Without the images, write out the whole listing exactly.
————————
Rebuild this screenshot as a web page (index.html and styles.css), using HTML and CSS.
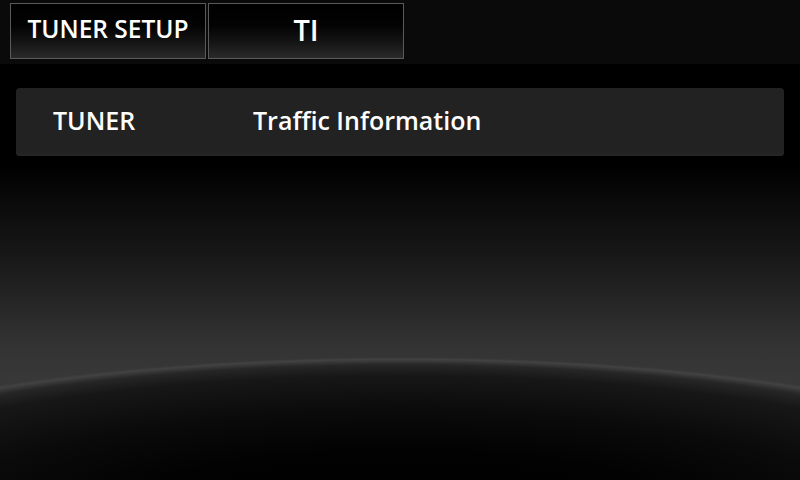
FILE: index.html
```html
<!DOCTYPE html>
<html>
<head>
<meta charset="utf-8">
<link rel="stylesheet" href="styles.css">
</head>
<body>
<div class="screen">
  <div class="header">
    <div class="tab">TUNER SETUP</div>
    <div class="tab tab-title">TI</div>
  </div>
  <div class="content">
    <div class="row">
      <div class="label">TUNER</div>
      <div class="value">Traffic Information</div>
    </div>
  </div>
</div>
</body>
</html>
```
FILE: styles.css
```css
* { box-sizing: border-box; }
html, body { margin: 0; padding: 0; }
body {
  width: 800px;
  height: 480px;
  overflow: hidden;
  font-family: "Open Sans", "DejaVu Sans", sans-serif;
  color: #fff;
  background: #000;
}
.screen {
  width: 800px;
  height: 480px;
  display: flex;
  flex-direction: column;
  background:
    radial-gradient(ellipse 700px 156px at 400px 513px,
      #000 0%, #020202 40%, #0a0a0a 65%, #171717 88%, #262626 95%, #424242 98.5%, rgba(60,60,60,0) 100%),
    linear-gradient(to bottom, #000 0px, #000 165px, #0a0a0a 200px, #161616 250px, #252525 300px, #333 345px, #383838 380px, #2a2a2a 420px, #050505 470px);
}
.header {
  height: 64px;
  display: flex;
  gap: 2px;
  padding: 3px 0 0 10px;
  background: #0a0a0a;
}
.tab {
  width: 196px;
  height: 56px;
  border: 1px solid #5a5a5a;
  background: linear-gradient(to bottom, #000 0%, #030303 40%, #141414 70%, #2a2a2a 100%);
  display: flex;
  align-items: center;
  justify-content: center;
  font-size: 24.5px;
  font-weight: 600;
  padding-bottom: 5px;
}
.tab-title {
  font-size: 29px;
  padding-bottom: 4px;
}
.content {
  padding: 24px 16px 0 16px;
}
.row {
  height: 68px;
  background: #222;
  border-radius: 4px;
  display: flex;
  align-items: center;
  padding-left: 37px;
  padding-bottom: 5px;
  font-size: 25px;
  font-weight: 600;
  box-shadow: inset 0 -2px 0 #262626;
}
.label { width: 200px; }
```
————————
* WRITTEN SOLUTION
Rebuild this screenshot as a web page (index.html and styles.css), using HTML and CSS.
FILE: index.html
```html
<!DOCTYPE html>
<html>
<head>
<meta charset="utf-8">
<link rel="stylesheet" href="styles.css">
</head>
<body>
<div class="screen">
  <div class="header">
    <div class="tab">TUNER SETUP</div>
    <div class="tab tab-title">TI</div>
  </div>
  <div class="content">
    <div class="row">
      <div class="label">TUNER</div>
      <div class="value">Traffic Information</div>
    </div>
  </div>
</div>
</body>
</html>
```
FILE: styles.css
```css
* { box-sizing: border-box; }
html, body { margin: 0; padding: 0; }
body {
  width: 800px;
  height: 480px;
  overflow: hidden;
  font-family: "Open Sans", "DejaVu Sans", sans-serif;
  color: #fff;
  background: #000;
}
.screen {
  width: 800px;
  height: 480px;
  display: flex;
  flex-direction: column;
  background:
    radial-gradient(ellipse 700px 156px at 400px 513px,
      #000 0%, #020202 40%, #0a0a0a 65%, #171717 88%, #262626 95%, #424242 98.5%, rgba(60,60,60,0) 100%),
    linear-gradient(to bottom, #000 0px, #000 165px, #0a0a0a 200px, #161616 250px, #252525 300px, #333 345px, #383838 380px, #2a2a2a 420px, #050505 470px);
}
.header {
  height: 64px;
  display: flex;
  gap: 2px;
  padding: 3px 0 0 10px;
  background: #0a0a0a;
}
.tab {
  width: 196px;
  height: 56px;
  border: 1px solid #5a5a5a;
  background: linear-gradient(to bottom, #000 0%, #030303 40%, #141414 70%, #2a2a2a 100%);
  display: flex;
  align-items: center;
  justify-content: center;
  font-size: 24.5px;
  font-weight: 600;
  padding-bottom: 5px;
}
.tab-title {
  font-size: 29px;
  padding-bottom: 4px;
}
.content {
  padding: 24px 16px 0 16px;
}
.row {
  height: 68px;
  background: #222;
  border-radius: 4px;
  display: flex;
  align-items: center;
  padding-left: 37px;
  padding-bottom: 5px;
  font-size: 25px;
  font-weight: 600;
  box-shadow: inset 0 -2px 0 #262626;
}
.label { width: 200px; }
```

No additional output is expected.